What is needed: Transcribe the material word for word, but without the images.

Information provided:
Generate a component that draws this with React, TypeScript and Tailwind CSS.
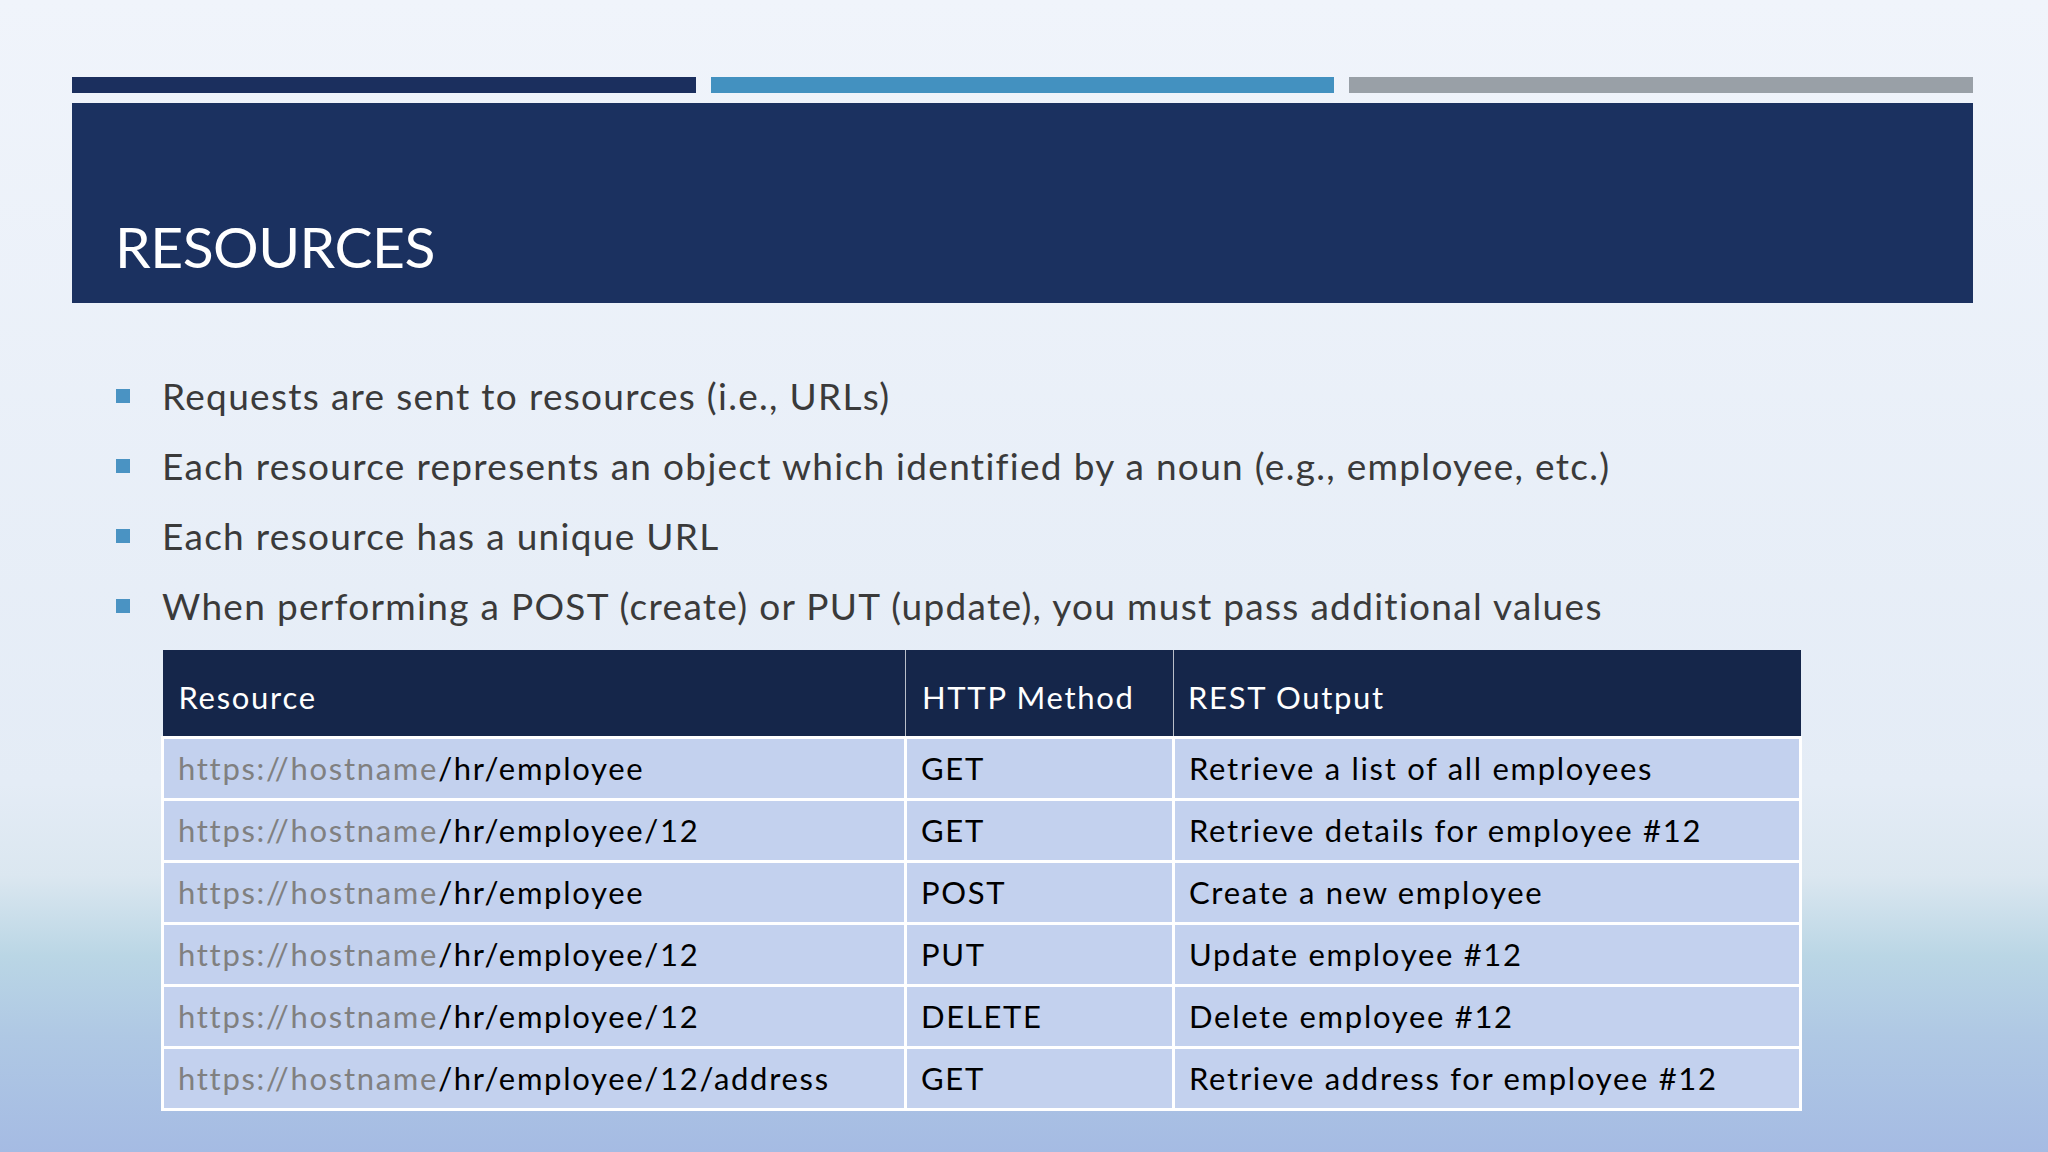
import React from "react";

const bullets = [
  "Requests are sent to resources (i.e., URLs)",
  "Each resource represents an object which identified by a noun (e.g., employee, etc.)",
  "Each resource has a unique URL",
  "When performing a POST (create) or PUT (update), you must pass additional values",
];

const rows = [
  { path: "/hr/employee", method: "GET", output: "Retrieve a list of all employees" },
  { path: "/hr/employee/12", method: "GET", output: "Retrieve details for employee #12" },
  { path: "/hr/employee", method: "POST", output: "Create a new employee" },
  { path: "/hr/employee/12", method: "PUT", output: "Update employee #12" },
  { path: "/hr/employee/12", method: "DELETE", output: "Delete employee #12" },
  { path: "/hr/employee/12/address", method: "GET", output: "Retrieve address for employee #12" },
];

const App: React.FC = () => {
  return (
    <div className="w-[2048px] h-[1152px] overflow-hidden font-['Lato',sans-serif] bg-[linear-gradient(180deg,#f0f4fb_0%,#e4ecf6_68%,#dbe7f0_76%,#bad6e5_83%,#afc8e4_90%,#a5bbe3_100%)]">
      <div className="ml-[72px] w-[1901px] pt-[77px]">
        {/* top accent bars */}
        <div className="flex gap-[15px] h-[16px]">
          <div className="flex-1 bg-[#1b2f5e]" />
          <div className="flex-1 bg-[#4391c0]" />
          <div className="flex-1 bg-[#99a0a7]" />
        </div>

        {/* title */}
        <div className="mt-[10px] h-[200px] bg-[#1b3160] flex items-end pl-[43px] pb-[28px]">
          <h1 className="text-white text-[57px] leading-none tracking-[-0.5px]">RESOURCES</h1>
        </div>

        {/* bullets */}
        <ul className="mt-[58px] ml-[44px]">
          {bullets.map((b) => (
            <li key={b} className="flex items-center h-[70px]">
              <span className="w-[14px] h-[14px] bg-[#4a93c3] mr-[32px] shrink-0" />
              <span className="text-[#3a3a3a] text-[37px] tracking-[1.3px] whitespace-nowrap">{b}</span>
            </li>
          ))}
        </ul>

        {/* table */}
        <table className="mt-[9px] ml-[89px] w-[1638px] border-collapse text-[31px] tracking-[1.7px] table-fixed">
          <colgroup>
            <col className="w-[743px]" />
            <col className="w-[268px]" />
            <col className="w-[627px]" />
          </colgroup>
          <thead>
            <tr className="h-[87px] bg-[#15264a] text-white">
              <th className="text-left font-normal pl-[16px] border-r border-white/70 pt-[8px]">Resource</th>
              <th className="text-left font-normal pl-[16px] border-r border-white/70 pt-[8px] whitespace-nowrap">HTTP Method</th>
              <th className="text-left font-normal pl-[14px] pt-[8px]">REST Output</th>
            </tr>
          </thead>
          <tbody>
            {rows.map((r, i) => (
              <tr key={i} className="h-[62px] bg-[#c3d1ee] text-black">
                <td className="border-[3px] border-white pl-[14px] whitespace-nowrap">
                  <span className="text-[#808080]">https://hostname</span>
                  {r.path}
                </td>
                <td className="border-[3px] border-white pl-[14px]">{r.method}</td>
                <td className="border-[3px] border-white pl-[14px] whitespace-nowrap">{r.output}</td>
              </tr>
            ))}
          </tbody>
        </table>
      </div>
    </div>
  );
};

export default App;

Response to this exercise:
Generate a component that draws this with React, TypeScript and Tailwind CSS.
import React from "react";

const bullets = [
  "Requests are sent to resources (i.e., URLs)",
  "Each resource represents an object which identified by a noun (e.g., employee, etc.)",
  "Each resource has a unique URL",
  "When performing a POST (create) or PUT (update), you must pass additional values",
];

const rows = [
  { path: "/hr/employee", method: "GET", output: "Retrieve a list of all employees" },
  { path: "/hr/employee/12", method: "GET", output: "Retrieve details for employee #12" },
  { path: "/hr/employee", method: "POST", output: "Create a new employee" },
  { path: "/hr/employee/12", method: "PUT", output: "Update employee #12" },
  { path: "/hr/employee/12", method: "DELETE", output: "Delete employee #12" },
  { path: "/hr/employee/12/address", method: "GET", output: "Retrieve address for employee #12" },
];

const App: React.FC = () => {
  return (
    <div className="w-[2048px] h-[1152px] overflow-hidden font-['Lato',sans-serif] bg-[linear-gradient(180deg,#f0f4fb_0%,#e4ecf6_68%,#dbe7f0_76%,#bad6e5_83%,#afc8e4_90%,#a5bbe3_100%)]">
      <div className="ml-[72px] w-[1901px] pt-[77px]">
        {/* top accent bars */}
        <div className="flex gap-[15px] h-[16px]">
          <div className="flex-1 bg-[#1b2f5e]" />
          <div className="flex-1 bg-[#4391c0]" />
          <div className="flex-1 bg-[#99a0a7]" />
        </div>

        {/* title */}
        <div className="mt-[10px] h-[200px] bg-[#1b3160] flex items-end pl-[43px] pb-[28px]">
          <h1 className="text-white text-[57px] leading-none tracking-[-0.5px]">RESOURCES</h1>
        </div>

        {/* bullets */}
        <ul className="mt-[58px] ml-[44px]">
          {bullets.map((b) => (
            <li key={b} className="flex items-center h-[70px]">
              <span className="w-[14px] h-[14px] bg-[#4a93c3] mr-[32px] shrink-0" />
              <span className="text-[#3a3a3a] text-[37px] tracking-[1.3px] whitespace-nowrap">{b}</span>
            </li>
          ))}
        </ul>

        {/* table */}
        <table className="mt-[9px] ml-[89px] w-[1638px] border-collapse text-[31px] tracking-[1.7px] table-fixed">
          <colgroup>
            <col className="w-[743px]" />
            <col className="w-[268px]" />
            <col className="w-[627px]" />
          </colgroup>
          <thead>
            <tr className="h-[87px] bg-[#15264a] text-white">
              <th className="text-left font-normal pl-[16px] border-r border-white/70 pt-[8px]">Resource</th>
              <th className="text-left font-normal pl-[16px] border-r border-white/70 pt-[8px] whitespace-nowrap">HTTP Method</th>
              <th className="text-left font-normal pl-[14px] pt-[8px]">REST Output</th>
            </tr>
          </thead>
          <tbody>
            {rows.map((r, i) => (
              <tr key={i} className="h-[62px] bg-[#c3d1ee] text-black">
                <td className="border-[3px] border-white pl-[14px] whitespace-nowrap">
                  <span className="text-[#808080]">https://hostname</span>
                  {r.path}
                </td>
                <td className="border-[3px] border-white pl-[14px]">{r.method}</td>
                <td className="border-[3px] border-white pl-[14px] whitespace-nowrap">{r.output}</td>
              </tr>
            ))}
          </tbody>
        </table>
      </div>
    </div>
  );
};

export default App;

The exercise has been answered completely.